I have heard people say they have sometimes dreamed of a thing, and awakened from their dream, and then fallen asleep and dreamed of the same thing; but I believe that this is all one continuous dream; that they did not really awaken, but only dreamed that they awakened. I have never had any such dream, but at one time I had a recurrent dream, which was so singular that I thought no one else had ever had a recurrent dream till I proved that it was rather common by starting the inquiry in the Contributors’ Club in the Atlantic Monthly, when I found that great numbers of people have recurrent dreams. My own recurrent dreams began to come during the first year of my consulate at Venice, where I had hoped to find the same kind of poetic dimness on the phases of American life, which I wished to treat in literature, as the distance in time would have given. I should not wish any such dimness now; but those were my romantic days, and I was sorely baffled by its absence. The disappointment began to haunt my nights as well as my days, and a dream repeated itself from week to week for a matter of eight or ten months to one effect. I dreamed that I had gone home to America, and that people met me and said, “Why, you have given up your place!” and I always answered: “Certainly not; I haven’t done at all what I mean to do there, yet. I am only here on my ten days’ leave.” I meant the ten days which a consul might take each quarter without applying to the Department of State; and then I would reflect how impossible it was that I should make the visit in that time. I saw that I should be found out, and dismissed from my office and publicly disgraced. Then, suddenly, I was not consul at Venice, and had not been, but consul at Delhi in India; and the distress I felt would all end in a splendid Oriental phantasmagory of elephants and native princes, with their retinues in procession, which I suppose was mostly out of my reading of De Quincey. This dream, with no variation that I can recall, persisted till I broke it up by saying, in the morning after it had recurred, that I had dreamed that dream again; and so it began to fade away, coming less and less frequently, and at last ceasing altogether.
I am rather proud of that dream; it is really my battle-horse among dreams, and I think I will ride away on it.
AN EAST-SIDE RAMBLE.
The New Yorkers, following the custom of Europe, often fence themselves about with a great deal of ceremony in social matters, even such small social matters as making calls.
Some ladies have days when they receive calls; others have no specified day, and then you take your chance of being turned from the door without seeing them, or if you find them, of finding them reluctant and preoccupied. A friend of mine says he has often felt as if he had been admitted through the error of the man or the maid who opened the door to him at such houses, and who returned, after carrying up his name, to say, with a frightened air, that the lady would be down in a moment.
But when there are days there is never any misgiving about letting you in.
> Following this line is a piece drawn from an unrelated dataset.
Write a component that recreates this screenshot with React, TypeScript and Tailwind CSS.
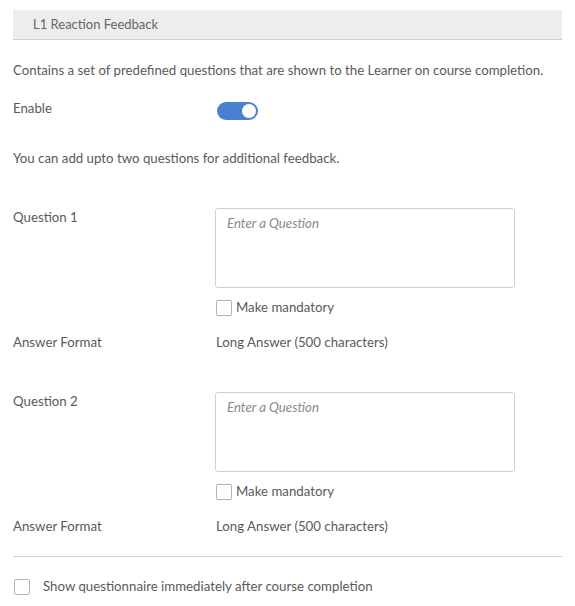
const textFont = { fontFamily: 'Lato, "Liberation Sans", sans-serif' };

function Checkbox() {
  return <span className="inline-block h-4 w-4 shrink-0 rounded-[2px] border border-[#b5b5b5] bg-white" />;
}

function QuestionBlock({ label }: { label: string }) {
  return (
    <>
      <div className="grid grid-cols-[202px_300px] items-start">
        <span className="-mt-[1px] leading-5">{label}</span>
        <div className="h-[80px] rounded-[3px] border border-[#cfcfcf] bg-white px-[11px] py-[4px] italic leading-5 text-[#8a8a8a]">
          Enter a Question
        </div>
      </div>
      <div className="mt-[10px] grid grid-cols-[202px_300px]">
        <span />
        <label className="flex h-5 items-center gap-1 pl-[1px]">
          <Checkbox />
          <span>Make mandatory</span>
        </label>
      </div>
      <div className="mt-[14px] grid grid-cols-[202px_300px] leading-5">
        <span>Answer Format</span>
        <span className="pl-[1px]">Long Answer (500 characters)</span>
      </div>
    </>
  );
}

export default function App() {
  return (
    <div className="min-h-[606px] bg-white px-[13px] pt-[10px] text-[13.25px] text-[#5a5a5a]" style={textFont}>
      <div className="flex h-[30px] items-center border-b border-[#cfcfcf] bg-[#ededed] pl-[20px] text-[13px] text-[#666]">
        L1 Reaction Feedback
      </div>

      <p className="mt-[20px] leading-5">
        Contains a set of predefined questions that are shown to the Learner on course completion.
      </p>

      <div className="mt-[18px] grid grid-cols-[204px_1fr] items-start leading-5">
        <span>Enable</span>
        <span className="mt-[4px] flex h-[18px] w-[41px] items-center justify-end rounded-full bg-[#4a80d2] pr-[1px]">
          <span className="h-4 w-4 rounded-full border border-[#4a80d2] bg-white" />
        </span>
      </div>

      <p className="mt-[28px] leading-5">You can add upto two questions for additional feedback.</p>

      <div className="mt-[40px]">
        <QuestionBlock label="Question 1" />
      </div>
      <div className="mt-[40px]">
        <QuestionBlock label="Question 2" />
      </div>

      <div className="mt-[20px] border-t border-[#cfcfcf]" />

      <label className="mt-[20px] flex h-5 items-center gap-[13px] pl-[1px]">
        <Checkbox />
        <span>Show questionnaire immediately after course completion</span>
      </label>
    </div>
  );
}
The door is whisked open before you have had time to ring, sometimes by a servant who has the effect of not belonging to the house, but hired for the afternoon. Then you leave your card on a platter of some sort in the hall to attest the fact of your visit, and at the simpler houses find your way into the drawing-room unannounced, though the English custom of shouting your name before you is very common and is always observed where there is any pretense to fashion. Certain ladies receive once a week throughout the season; others receive on some day each week of December or January or February, as the case may be. When there is this limit to a month, the reception insensibly takes on the character of an afternoon tea, and, in fact, it varies from that only in being a little less crowded. There is tea or chocolate or mild punch and a table spread with pastries and sweets, which hardly any one touches. A young lady dedicates herself to the service of each urn and offers you the beverage that flows from it. There is a great air of gayety, a very excited chatter of female voices, a constant flutter of greeting and leave-taking and a general sense of amiable emptiness and bewildered kindness when you come away. The genius of these little affairs is supposed to be informality, but at some houses where you enjoy such informalities you find two men in livery on the steps outside, a third opens the door for you, a fourth takes your hat and stick, a fifth receives your overcoat and a sixth catches at your name and miscalls it into the drawing room.
I.
But I must not give too exclusive an impression of ceremony in the New-Yorkers. I made some calls about Christmas-time last year in a quarter of the city where the informalities are real and where the hospitalities, such as they were, I thought as sincere as in the houses where the informalities are more apparent. The sort of calls I made were rather fashionable some years ago, but are so no longer. It was a fad to make them, and the fad, like all really nice fads, came from England, and perhaps it has now died out here because it has died out there. At any rate, it seems certain that there is now less interest, less curiosity, concerning the home life of the poor than there was then among the comfortable people. I do not say there is less sympathy—there must be still a good deal of sympathy—but I should say there was less hope with the well-to-do of bettering the condition of the ill-to-do; some philosophers even warn us against indulging a feeling of commiseration, lest it should encourage the poor to attempt themselves to better their condition.